Our bane is that we have tended to have the wrong people in key positions, instead of key people in key positions- thus the seeming dearth of visionaries…but they are there.
As part of the reconstruction is ernsuring, yes, that past mistakes are not repeated, and also that the right people get to do the right things in the right places at the right time.
But above all, that visionary bloggers, Zimbabweans with beautiful minds, look not to Sony and Japan while failing to see what they have- their own visonary and beautiful minds. After all, what contribution can be deemed too small? Does not a grain of rice tip the scale?
Indeed I believe there are visionaries amongst us but let that label be applied to us by others. Let the fruits of our minds and muscle bear testimony to our vision. Let us not be filled with empty pride and arrogance because the task before us is too grave for flattery and empty praise.
True. If we take seeds we believe are orange seeds, and one day, the trees we planted start bearing lemons, then we never had oranges to start of with. My point was not that we start singing each other praises, because we all know that it was people who were busy singing praises to themselves, about how wonderful they were and how Zim wouldn’t be Zim without them so loudly and incessantly that they began to think they were infallible, accountable to no one, who destroyed Zim in the process…

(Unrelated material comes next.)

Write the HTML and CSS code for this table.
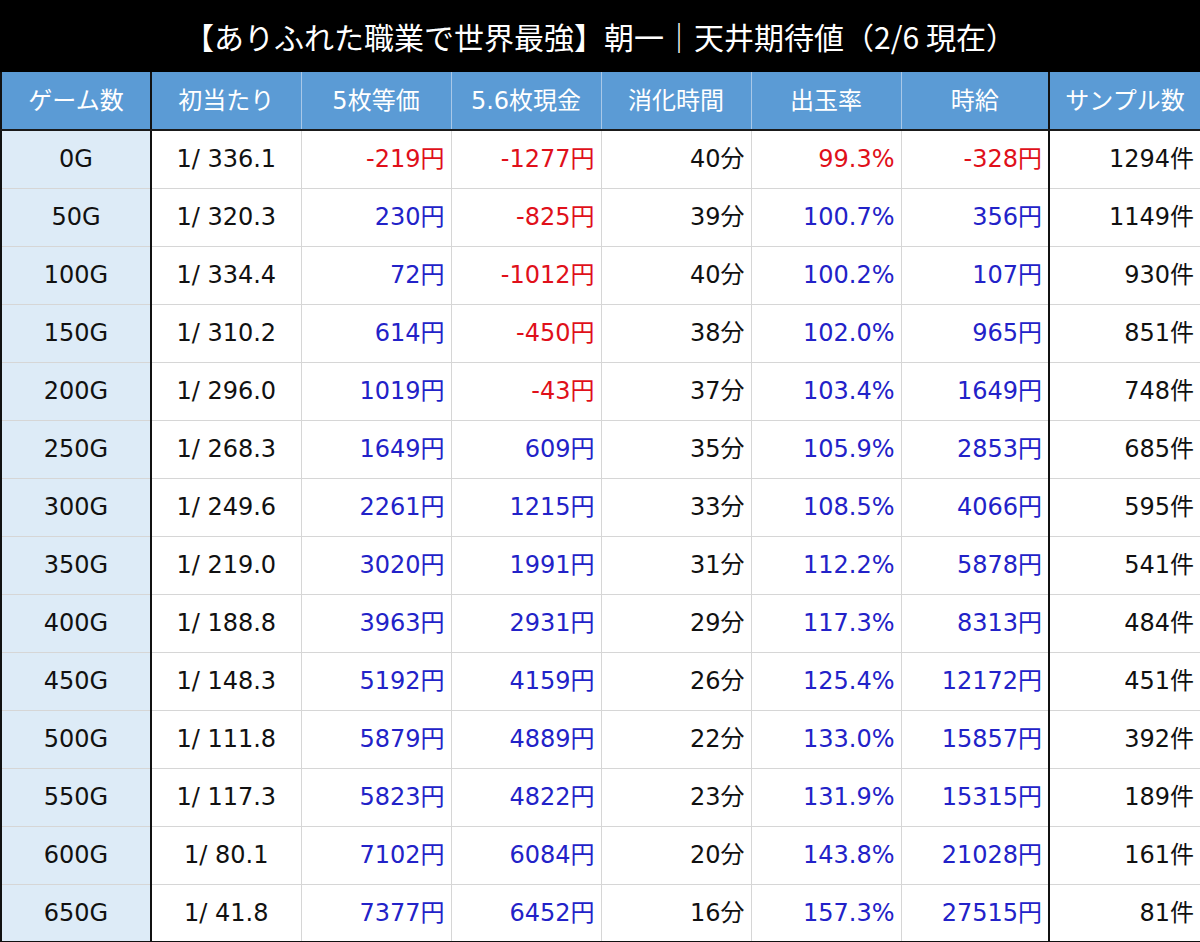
FILE: index.html
```html
<!DOCTYPE html>
<html lang="ja">
<head>
<meta charset="utf-8">
<link rel="stylesheet" href="styles.css">
</head>
<body>
<div class="title">【ありふれた職業で世界最強】朝一｜天井期待値（2/6 現在）</div>
<table class="data">
<colgroup>
<col class="c1"><col class="c2"><col class="c3"><col class="c4"><col class="c5"><col class="c6"><col class="c7"><col class="c8">
</colgroup>
<thead>
<tr><th class="g">ゲーム数</th><th>初当たり</th><th>5枚等価</th><th>5.6枚現金</th><th>消化時間</th><th>出玉率</th><th class="sep">時給</th><th>サンプル数</th></tr>
</thead>
<tbody>
<tr><td class="g">0G</td><td class="c">1/ 336.1</td><td class="r neg">-219円</td><td class="r neg">-1277円</td><td class="r">40分</td><td class="r neg">99.3%</td><td class="r neg sep">-328円</td><td class="r">1294件</td></tr>
<tr><td class="g">50G</td><td class="c">1/ 320.3</td><td class="r pos">230円</td><td class="r neg">-825円</td><td class="r">39分</td><td class="r pos">100.7%</td><td class="r pos sep">356円</td><td class="r">1149件</td></tr>
<tr><td class="g">100G</td><td class="c">1/ 334.4</td><td class="r pos">72円</td><td class="r neg">-1012円</td><td class="r">40分</td><td class="r pos">100.2%</td><td class="r pos sep">107円</td><td class="r">930件</td></tr>
<tr><td class="g">150G</td><td class="c">1/ 310.2</td><td class="r pos">614円</td><td class="r neg">-450円</td><td class="r">38分</td><td class="r pos">102.0%</td><td class="r pos sep">965円</td><td class="r">851件</td></tr>
<tr><td class="g">200G</td><td class="c">1/ 296.0</td><td class="r pos">1019円</td><td class="r neg">-43円</td><td class="r">37分</td><td class="r pos">103.4%</td><td class="r pos sep">1649円</td><td class="r">748件</td></tr>
<tr><td class="g">250G</td><td class="c">1/ 268.3</td><td class="r pos">1649円</td><td class="r pos">609円</td><td class="r">35分</td><td class="r pos">105.9%</td><td class="r pos sep">2853円</td><td class="r">685件</td></tr>
<tr><td class="g">300G</td><td class="c">1/ 249.6</td><td class="r pos">2261円</td><td class="r pos">1215円</td><td class="r">33分</td><td class="r pos">108.5%</td><td class="r pos sep">4066円</td><td class="r">595件</td></tr>
<tr><td class="g">350G</td><td class="c">1/ 219.0</td><td class="r pos">3020円</td><td class="r pos">1991円</td><td class="r">31分</td><td class="r pos">112.2%</td><td class="r pos sep">5878円</td><td class="r">541件</td></tr>
<tr><td class="g">400G</td><td class="c">1/ 188.8</td><td class="r pos">3963円</td><td class="r pos">2931円</td><td class="r">29分</td><td class="r pos">117.3%</td><td class="r pos sep">8313円</td><td class="r">484件</td></tr>
<tr><td class="g">450G</td><td class="c">1/ 148.3</td><td class="r pos">5192円</td><td class="r pos">4159円</td><td class="r">26分</td><td class="r pos">125.4%</td><td class="r pos sep">12172円</td><td class="r">451件</td></tr>
<tr><td class="g">500G</td><td class="c">1/ 111.8</td><td class="r pos">5879円</td><td class="r pos">4889円</td><td class="r">22分</td><td class="r pos">133.0%</td><td class="r pos sep">15857円</td><td class="r">392件</td></tr>
<tr><td class="g">550G</td><td class="c">1/ 117.3</td><td class="r pos">5823円</td><td class="r pos">4822円</td><td class="r">23分</td><td class="r pos">131.9%</td><td class="r pos sep">15315円</td><td class="r">189件</td></tr>
<tr><td class="g">600G</td><td class="c">1/ 80.1</td><td class="r pos">7102円</td><td class="r pos">6084円</td><td class="r">20分</td><td class="r pos">143.8%</td><td class="r pos sep">21028円</td><td class="r">161件</td></tr>
<tr><td class="g">650G</td><td class="c">1/ 41.8</td><td class="r pos">7377円</td><td class="r pos">6452円</td><td class="r">16分</td><td class="r pos">157.3%</td><td class="r pos sep">27515円</td><td class="r">81件</td></tr>
</tbody>
</table>
</body>
</html>
```

FILE: styles.css
```css
html, body {
  margin: 0;
  padding: 0;
  background: #ffffff;
}
body {
  width: 1200px;
  font-family: "Noto Sans CJK JP", "Noto Sans", sans-serif;
  color: #111111;
}
.title {
  height: 72px;
  background: #000000;
  color: #ffffff;
  font-size: 30px;
  line-height: 72px;
  text-align: center;
}
.data {
  width: 1200px;
  border-collapse: collapse;
  table-layout: fixed;
  font-family: "DejaVu Sans", "Noto Sans CJK JP", sans-serif;
  font-size: 24px;
}
.c1, .c2, .c3, .c4, .c5, .c6 { width: 150px; }
.c7 { width: 148px; }
.c8 { width: 152px; }
.data th, .data td {
  height: 58px;
  padding: 0 6px;
  box-sizing: border-box;
  white-space: nowrap;
  font-weight: normal;
  line-height: 30px;
  vertical-align: middle;
}
.data th {
  background: #5b9bd5;
  color: #ffffff;
  text-align: center;
  font-size: 24px;
  border-left: 1px solid #a9c8e8;
  border-right: 1px solid #a9c8e8;
  border-top: none;
  border-bottom: 2px solid #1a1a1a;
}
.data td {
  border: 1px solid #d6d6d6;
}
.data .g {
  background: #ddebf7;
  text-align: center;
  border-left: 2px solid #111111;
  border-right: 2px solid #111111;
}
.data th.g { background: #5b9bd5; border-left: 2px solid #111; }
.data .sep { border-right: 2px solid #111111; }
.data tr > :last-child { border-right: 2px solid #111111; }
.data tbody tr:last-child td { border-bottom: 2px solid #111111; }
.c { text-align: center; }
.r { text-align: right; }
.neg { color: #e0101a; }
.pos { color: #2222c8; }
```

Nay my point was that it would be dangerous to start from a negative premise that Zim has no visionaries. While it is the fruits of such people’s labours, philosophies, etc, which will lead them to be labelled as such, I just think it is a little too pessimistic to start off from that premise that there are no Zimbabwean visionaries a la Sony.
As for some of the minds and thoughts that I have encountered on this site so far, well, it ’s amazing isn’t it, that Zim has so much wealth and it is what makes you lament that we we dragged into the mess we are in at all…but it also gives you hope for a brighter future…And that is quintessentially Zimbabwean isn’t it?